In a decision with wide ramifications, the Supreme Court bench has upheld the claim of a medical aspirant with “low vision” to be admitted in MBBS course in the category of persons with benchmark disability while holding that provisions of the Rights of Persons with Disabilities Act, 2016 which consider low visibility as a benchmark disability are binding on the Medical Council of India.
In holding so, the supreme court bench of Justice Indira Banerjee and Justice Arun Mishra has rejected as “fallacious” the contention of the Medical Council of India (MCI) that Section 32 of the Disabilities Act providing for reservation in higher education institutions for persons with benchmark disabilities only provides for reservation to higher educational institutions and not to technical institutions imparting technical education.
Taking note of Section 32 of the 2016 Act which makes it mandatory for all government institutions of higher education and other higher education institutions receiving aid from the government to reserve not less than five per cent seats for persons with benchmark disabilities, the bench said, “The Medical Education Regulations framed under Section 33 of the Medical Council Act, 1956 have statutory force and are binding on the MCI….The 2016 Act, in particular Section 32 thereof, read with the Medical Education Regulations clearly provides for reservation of seats in the MBBS Course for persons like the petitioner with specified benchmark disability of low vision.”
The apex court’s decision in the favour of Purswani Ashutosh from Ahmedabad, Gujarat, who suffers from low vision means that a person with low visibility cannot be denied benefit of reservation for admission to the MBBS medical course and will come to aid of many similarly situated medical aspirants.
“…this Court holds that the petitioner cannot be denied admission to the MBBS course if he qualifies as per his merit in the category of Persons with Disability. In the event, the petitioner is found to be entitled to admission, he shall be given admission in the current academic year 2018-19,” held a bench of Justice Indira Banerjee and Justice Arun Mishra.
In the instant case, the petitioner suffers from a specified disability “low vision”.
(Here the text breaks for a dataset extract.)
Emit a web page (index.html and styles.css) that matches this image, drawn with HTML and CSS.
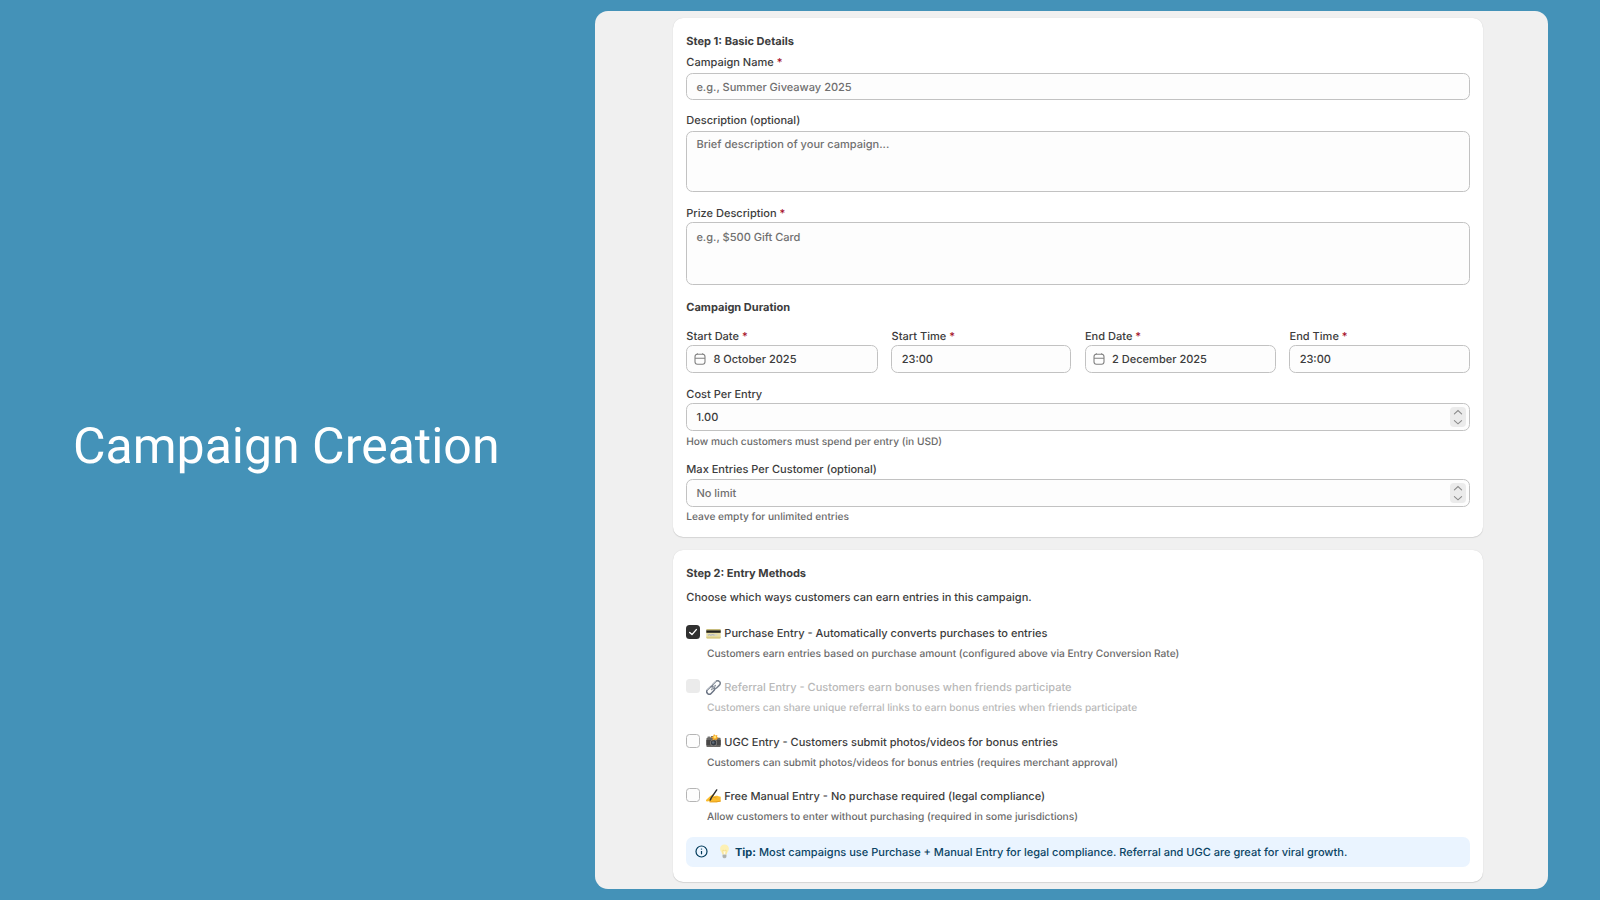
FILE: index.html
```html
<!DOCTYPE html>
<html lang="en">
<head>
<meta charset="utf-8">
<title>Campaign Creation</title>
<link rel="stylesheet" href="styles.css">
</head>
<body>
<main class="slide">
  <section class="intro"><h1 class="intro-title">Campaign Creation</h1></section>
  <section class="panel">
    <div class="card card-details">
      <h2 class="heading">Step 1: Basic Details</h2>
      <div class="field field-name">
        <div class="label">Campaign Name <span class="req">*</span></div>
        <div class="input placeholder">e.g., Summer Giveaway 2025</div>
      </div>
      <div class="field field-desc">
        <div class="label">Description (optional)</div>
        <div class="input area placeholder">Brief description of your campaign...</div>
      </div>
      <div class="field field-prize">
        <div class="label">Prize Description <span class="req">*</span></div>
        <div class="input area placeholder">e.g., $500 Gift Card</div>
      </div>
      <h2 class="heading heading-duration">Campaign Duration</h2>
      <div class="duration">
        <div class="field">
          <div class="label">Start Date <span class="req">*</span></div>
          <div class="input"><svg class="calendar" viewBox="0 0 12 12"><rect x="1" y="1.3" width="10" height="9.9" rx="2.4"/><path d="M1 5.2h10M3.3 .3v1M8.7 .3v1"/></svg>8 October 2025</div>
        </div>
        <div class="field">
          <div class="label">Start Time <span class="req">*</span></div>
          <div class="input">23:00</div>
        </div>
        <div class="field">
          <div class="label">End Date <span class="req">*</span></div>
          <div class="input"><svg class="calendar" viewBox="0 0 12 12"><rect x="1" y="1.3" width="10" height="9.9" rx="2.4"/><path d="M1 5.2h10M3.3 .3v1M8.7 .3v1"/></svg>2 December 2025</div>
        </div>
        <div class="field">
          <div class="label">End Time <span class="req">*</span></div>
          <div class="input">23:00</div>
        </div>
      </div>
      <div class="field field-cost">
        <div class="label">Cost Per Entry</div>
        <div class="input">1.00<span class="spinner"><svg viewBox="0 0 16 20"><path d="M4.4 6.8 8 3.6l3.6 3.2M4.4 13.6 8 16.8l3.6-3.2"/></svg></span></div>
        <div class="help">How much customers must spend per entry (in USD)</div>
      </div>
      <div class="field field-max">
        <div class="label">Max Entries Per Customer (optional)</div>
        <div class="input placeholder">No limit<span class="spinner"><svg viewBox="0 0 16 20"><path d="M4.4 6.8 8 3.6l3.6 3.2M4.4 13.6 8 16.8l3.6-3.2"/></svg></span></div>
        <div class="help">Leave empty for unlimited entries</div>
      </div>
    </div>

    <div class="card card-methods">
      <h2 class="heading">Step 2: Entry Methods</h2>
      <p class="lead">Choose which ways customers can earn entries in this campaign.</p>
      <div class="methods">
        <div class="method">
          <span class="check checked"><svg viewBox="0 0 14 14"><path d="M3.7 7.4 6 9.6l4.3-5"/></svg></span>
          <div class="method-body">
            <div class="method-title"><svg class="emoji" viewBox="0 0 15 15"><rect x=".3" y="2.9" width="14.4" height="9.6" rx="1" fill="#e9dfa5"/><path d="M.3 4.2h14.4v2.6H.3z" fill="#24231e"/><path d="M.3 3.9a1 1 0 0 1 1-1h12.4a1 1 0 0 1 1 1v.4H.3z" fill="#c7bc7d"/><path d="M1.6 8.2h9.6v1.5H1.6z" fill="#d5d4cb"/><path d="M2 9.2l1.4-.6 1.4.6 1.5-.6 2.2.5" stroke="#8c93a5" stroke-width=".5" fill="none"/><path d="M.4 10.7h14.2v.8a1 1 0 0 1-1 1H1.4a1 1 0 0 1-1-1z" fill="#d9cb83"/></svg>Purchase Entry - Automatically converts purchases to entries</div>
            <div class="help">Customers earn entries based on purchase amount (configured above via Entry Conversion Rate)</div>
          </div>
        </div>
        <div class="method disabled">
          <span class="check"></span>
          <div class="method-body">
            <div class="method-title"><svg class="emoji" viewBox="0 0 15 15"><g fill="none" stroke-linecap="round" transform="rotate(-45 7.5 7.5)"><rect x="-.9" y="4.9" width="8.7" height="5.1" rx="2.5" stroke="#6b7484" stroke-width="1.5"/><rect x="7.2" y="4.9" width="8.7" height="5.1" rx="2.5" stroke="#7b8490" stroke-width="1.5"/><path d="M4.8 7.5h5.4" stroke="#8a929c" stroke-width="1.4"/><path d="M1.4 4.8h4.4M9.2 4.8h4.4M5.2 7.2h4" stroke="#d8dce0" stroke-width=".7"/></g></svg>Referral Entry - Customers earn bonuses when friends participate</div>
            <div class="help">Customers can share unique referral links to earn bonus entries when friends participate</div>
          </div>
        </div>
        <div class="method">
          <span class="check"></span>
          <div class="method-body">
            <div class="method-title"><svg class="emoji" viewBox="0 0 15 15"><path d="M1.6 2.5h2.6v1.7H1.6z" fill="#777"/><path d="M.4 4.9c0-.8.4-1.2 1.2-1.2h2.6L5.4 2h4.4l1.2 1.7h2.5c.8 0 1.2.4 1.2 1.2v7c0 .7-.4 1.1-1.1 1.1h-12C.8 13 .4 12.6.4 11.9z" fill="#6a6865"/><path d="M.4 6h14.3v5.2H.4z" fill="#484746"/><circle cx="7.6" cy="8.8" r="3.5" fill="#85827e"/><circle cx="7.6" cy="8.8" r="2.7" fill="#343a42"/><circle cx="7.2" cy="8.5" r="1.3" fill="#606c78"/><path d="M8 .1 9.3 1.5l2-.5-.2 1.9 1.7 1-1.8.8-.3 1.6-1.8-.9-2.2 1 .1-2L5 3.2l2-.7z" fill="#f6a623"/><circle cx="8.9" cy="3.1" r="1.4" fill="#ffe36f"/></svg>UGC Entry - Customers submit photos/videos for bonus entries</div>
            <div class="help">Customers can submit photos/videos for bonus entries (requires merchant approval)</div>
          </div>
        </div>
        <div class="method">
          <span class="check"></span>
          <div class="method-body">
            <div class="method-title"><svg class="emoji" viewBox="0 0 15 15"><path d="M.2 10.8 4.3 7l3-1.9c.9-.5 1.6.3.9 1L6.7 7.500l2.500-.6c2.400-.3 3.800.7 5.500.9v4.700l-4 .8H4.200c-1 0-1.200-.9-.4-1.300l-2.600.5c-1 .2-1.600-1-1-1.700z" fill="#fbbd2e"/><path d="M4.200 13.300h6.500l4-.8v-1c-2.300.9-4.800 1-7 1H3.600c-.2.300 0 .8.600.8z" fill="#e39a1c"/><path d="M3.200 11l3.400-1.200M7 8.100l3.500.9" fill="none" stroke="#d98a13" stroke-width=".5"/><path d="M10.700.9 5.100 9.200 4.300 11.100" fill="none" stroke="#292a2c" stroke-width="1.400" stroke-linecap="round"/></svg>Free Manual Entry - No purchase required (legal compliance)</div>
            <div class="help">Allow customers to enter without purchasing (required in some jurisdictions)</div>
          </div>
        </div>
      </div>
      <div class="tip">
        <svg class="info" viewBox="0 0 13 13"><circle cx="6.5" cy="6.5" r="5.5"/><path d="M6.5 6v3.3"/><path d="M6.5 3.6v1"/></svg>
        <svg class="emoji bulb" viewBox="0 0 15 15"><path d="M7.5.6c2.7 0 4.4 1.9 4.4 4.2 0 2.7-2 3.5-2.3 5.8H5.4C5.1 8.3 3.1 7.5 3.1 4.8 3.1 2.5 4.8.6 7.5.6z" fill="#fcf0b4"/><path d="M6.2 10.4 5.9 6l1.6.9L9.1 6l-.3 4.4" fill="#fffbe2" stroke="#f2d36c" stroke-width=".6"/><path d="M5.6 10.6h3.8v2.2c0 .9-.8 1.5-1.9 1.5s-1.9-.6-1.9-1.5z" fill="#b9bdb9"/><path d="M5.6 11.8h3.8M5.8 13h3.4" stroke="#8e9492" stroke-width=".4"/></svg>
        <span class="tip-text"><b>Tip:</b> Most campaigns use Purchase + Manual Entry for legal compliance. Referral and UGC are great for viral growth.</span>
      </div>
    </div>
  </section>
</main>
</body>
</html>
```
FILE: styles.css
```css
* { box-sizing: border-box; }

body {
  margin: 0;
  background: #4492b8;
  text-rendering: geometricPrecision;
}

.slide {
  display: flex;
  width: 1600px;
  height: 900px;
  padding: 11px 52px 11px 0;
  background: #4492b8;
  overflow: hidden;
}

.intro {
  width: 595px;
  padding: 406px 0 0 73px;
}

.intro-title {
  margin: 0;
  font: 400 50px/60px Roboto, sans-serif;
  color: #fff;
  white-space: nowrap;
}

.panel {
  display: flex;
  flex-direction: column;
  gap: 13px;
  width: 953px;
  height: 878px;
  padding: 7px 65px 7px 78px;
  border-radius: 13px;
  background: #f0f0f0;
  font: 450 11.04px/17px Inter, sans-serif;
  color: #3c3c3c;
  white-space: nowrap;
}

.card {
  padding: 15px 13px 0;
  border-radius: 10px;
  background: #fff;
  box-shadow: 0 1px 1px rgba(0, 0, 0, .1), 0 0 1px rgba(0, 0, 0, .15);
}

.card-details { height: 519px; }
.card-methods { height: 332px; }

.heading {
  margin: 0;
  font-size: 11.04px;
  font-weight: 650;
  line-height: 17px;
}

.label, .heading, .lead, .field > .help { padding-left: .3px; }

.field {
  display: flex;
  flex-direction: column;
}

.field-name { margin-top: 4px; }
.field-desc { margin-top: 12px; }
.field-prize { margin-top: 13px; }
.field-name .label,
.field-desc .label { margin-bottom: 2px; }
.heading-duration { margin-top: 14px; }
.field-cost { margin-top: 13px; }
.field-max { margin-top: 10px; }
.field-max .label { margin-bottom: 1px; }

.req { color: #a30a24; }

.input {
  display: flex;
  align-items: center;
  height: 27px;
  padding: 1px 3px 0 9.4px;
  border: 1px solid #c2c2c2;
  border-radius: 6.5px;
  background: #fdfdfd;
}

.placeholder { color: #707070; }

.area {
  align-items: flex-start;
  height: 61px;
  padding-top: 4px;
}

.field-prize .area { height: 63px; padding-top: 6px; }

.duration {
  display: grid;
  grid-template-columns: 191.7px 179.8px 191px 180.7px;
  gap: 13.6px;
  margin-top: 12px;
}

.duration .input,
.field-cost .input,
.field-max .input { height: 28px; }

.calendar {
  width: 12px;
  height: 12px;
  margin: -2px 7.4px 0 -2.4px;
  fill: none;
  stroke: #808080;
  stroke-width: 1.1;
}

.spinner {
  width: 16px;
  height: 20px;
  margin-left: auto;
  margin-top: -1px;
  border-radius: 4px;
  background: #ebebeb;
}

.spinner svg {
  display: block;
  width: 16px;
  height: 20px;
  fill: none;
  stroke: #8a8a8a;
  stroke-width: 1.1;
  stroke-linecap: round;
}

.help {
  font-size: 10.18px;
  color: #6a6a6a;
}

.field-cost .help { margin-top: 3px; }
.field-max .help { margin-top: 2px; }

.lead { margin: 7px 0 0; }

.methods {
  display: flex;
  flex-direction: column;
  gap: 16.4px;
  margin-top: 19px;
}

.method { display: flex; gap: 7px; }
.method-body { display: flex; flex-direction: column; gap: 4px; }
.method-title { display: flex; align-items: center; }

.check {
  width: 14px;
  height: 14px;
  border: 1px solid #b5b5b5;
  border-radius: 3.5px;
  background: #fdfdfd;
}

.checked { border: 0; background: #303030; }

.checked svg {
  display: block;
  fill: none;
  stroke: #fff;
  stroke-width: 1.4;
  stroke-linecap: round;
  stroke-linejoin: round;
}

.disabled, .disabled .help { color: #b8b8b8; }
.disabled .check { border: 0; background: #ebebeb; }

.emoji {
  width: 15px;
  height: 15px;
  margin: -1px 3px 0 -.7px;
  flex: none;
}

.tip {
  display: flex;
  align-items: center;
  height: 30px;
  margin-top: 10.8px;
  padding: 1px 9px 0;
  border-radius: 7px;
  background: #eaf4ff;
  color: #0a4464;
}

.tip-text { padding-top: 1px; }
.tip b { font-weight: 650; }

.info {
  width: 13px;
  height: 13px;
  margin-top: -1px;
  fill: none;
  stroke: #003a5a;
  stroke-width: 1.2;
}

.bulb { margin: -1px 3px 0 9px; }
```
He appeared in the NEET (UG) Examination for the 2018-19 Session as a candidate of the physically handicapped category, securing All India Rank 468982 – Category Rank 205186. He ranked 419 in the physically handicapped category.
When he approached the authorities concerned for issuance of a disability certificate, they refused to assess his disability forcing him to move the apex court.
It is to be noted that visual impairment is a specified disability under the 2016 Act and covers low vision.
Petitioner's counsels Prashant Bhushan and Govind Jee had argued before the court that in exercise of powers conferred by Section 33 of the Indian Medical Council Act, 1956, the MCI has framed the “Regulations on Graduate Medical Education, 1997” which were amended vide notification dated January 22, 2018. Regulations 4 and 5 of these Regulations incorporate the provisions of the 2016 Act with regard to special disability.
On June 15, the bench issued notice to Centre and other respondents while directing the petitioner to present himself before the Medical Board of B.J. Medical College, Ahmedabad, for medical examination and appropriate medical certification with regard to his claim low vision.
On July 12, the MCI told the court that an expert committee formed by it had opined that persons with visual impairment of 40 per cent or more could not be admitted to the undergraduate medical course, i.e., the MBBS course.
Due to inconsistencies in this report, the court called for expert opinion on whether the disability suffered by the petitioner was within the benchmark of Disabilities Act and also if he is fit to undertake the MBBS course.
The Committee of the Experts opined that the visual disability of the petitioner was within the benchmark of the Disabilities Act but he was not suitably fit to undertake the MBBS course as per the MCI requirements/guidelines. The memo did not disclose the exact reasons for forming the opinion that the petitioner was not fit for the MBBS course.
The petitioner objected to this opinion of experts.
The MCI also strenuously contended that Section 32 of the 2016 Act would not apply to admission to a medical college for the MBBS course.
The bench said: “It is, however, not disputed that the Medical Education Regulations are valid, subsisting, in force and binding on the MCI. The validity of the said regulations has not been questioned.”
On MCI’s contention that Section 32 is not attracted since it only provides for reservation to higher educational institutions and not to technical institutions imparting technical education, the bench said, it “appears to be fallacious since higher educational institution is a generic term which would include institutions imparting all kinds of higher education, including technical education, whereas technical institution is a specific term for those institutions which only impart technical education”.
“…it is not necessary for this Court to adjudicate the question of whether Section 32 of the 2016 Act is attracted or not, in view of the admission that the Medical Education Regulations which incorporate the provisions of the 2016 Act in relation to reservation to higher educational institutions, have statutory force and are binding on the MCI. The regulations have not yet been amended by the MCI in the light of the recommendations made by its Committee and the decision taken at the Secretariat level. No amendment in the 2016 Act or in the regulations framed by the MCI have been made so far,” the bench observed.